7% of small and midsize corporations get audited, along with all corporations whose gross income exceeds $100 Million.
5% of partnerships get audited.
20% of estates get audited.
1% of trusts get audited.
If you don't have representation, the IRS will see that, and human nature is that they will "walk all over you." You'd do the same if you are in their shoes. It is important that you get competent tax and legal advice, as this area of law encompasses both fields.

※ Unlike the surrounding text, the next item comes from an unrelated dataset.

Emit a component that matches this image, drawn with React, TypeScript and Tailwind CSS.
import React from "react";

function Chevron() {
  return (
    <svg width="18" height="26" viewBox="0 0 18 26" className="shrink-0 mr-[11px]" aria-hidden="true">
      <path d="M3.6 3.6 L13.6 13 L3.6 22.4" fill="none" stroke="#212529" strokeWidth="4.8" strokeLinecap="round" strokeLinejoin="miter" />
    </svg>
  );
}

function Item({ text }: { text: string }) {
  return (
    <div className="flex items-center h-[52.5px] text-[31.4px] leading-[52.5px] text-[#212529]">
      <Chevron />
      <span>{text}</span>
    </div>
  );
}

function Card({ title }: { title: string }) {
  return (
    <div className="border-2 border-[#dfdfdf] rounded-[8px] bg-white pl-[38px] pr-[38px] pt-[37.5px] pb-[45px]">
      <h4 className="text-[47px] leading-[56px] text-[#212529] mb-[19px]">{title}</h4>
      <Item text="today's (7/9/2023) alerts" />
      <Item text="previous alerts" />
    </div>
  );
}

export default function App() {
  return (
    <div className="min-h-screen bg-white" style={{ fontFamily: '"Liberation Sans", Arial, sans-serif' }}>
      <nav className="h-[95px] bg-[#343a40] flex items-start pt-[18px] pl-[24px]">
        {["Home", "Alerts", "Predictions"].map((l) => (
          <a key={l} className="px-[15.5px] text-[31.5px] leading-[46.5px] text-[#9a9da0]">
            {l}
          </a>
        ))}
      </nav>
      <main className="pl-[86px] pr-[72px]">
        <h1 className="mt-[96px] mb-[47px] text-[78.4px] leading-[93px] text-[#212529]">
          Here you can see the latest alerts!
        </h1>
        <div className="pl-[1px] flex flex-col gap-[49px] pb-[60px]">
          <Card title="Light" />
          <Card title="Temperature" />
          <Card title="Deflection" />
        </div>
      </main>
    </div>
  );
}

I would not have your own tax preparer represent you in an audit as there is a clear conflict of interest between the result that would be in their best interest, and the result that would be in your best interest. Occasionally you need to show there was a lack of communication between you and your tax preparer, getting you out of significant penalties. Often less skilled representatives will want to blame the understatement of income on the taxpayer so that the IRS doesn't believe that the tax preparer did anything wrong. This only cost you money.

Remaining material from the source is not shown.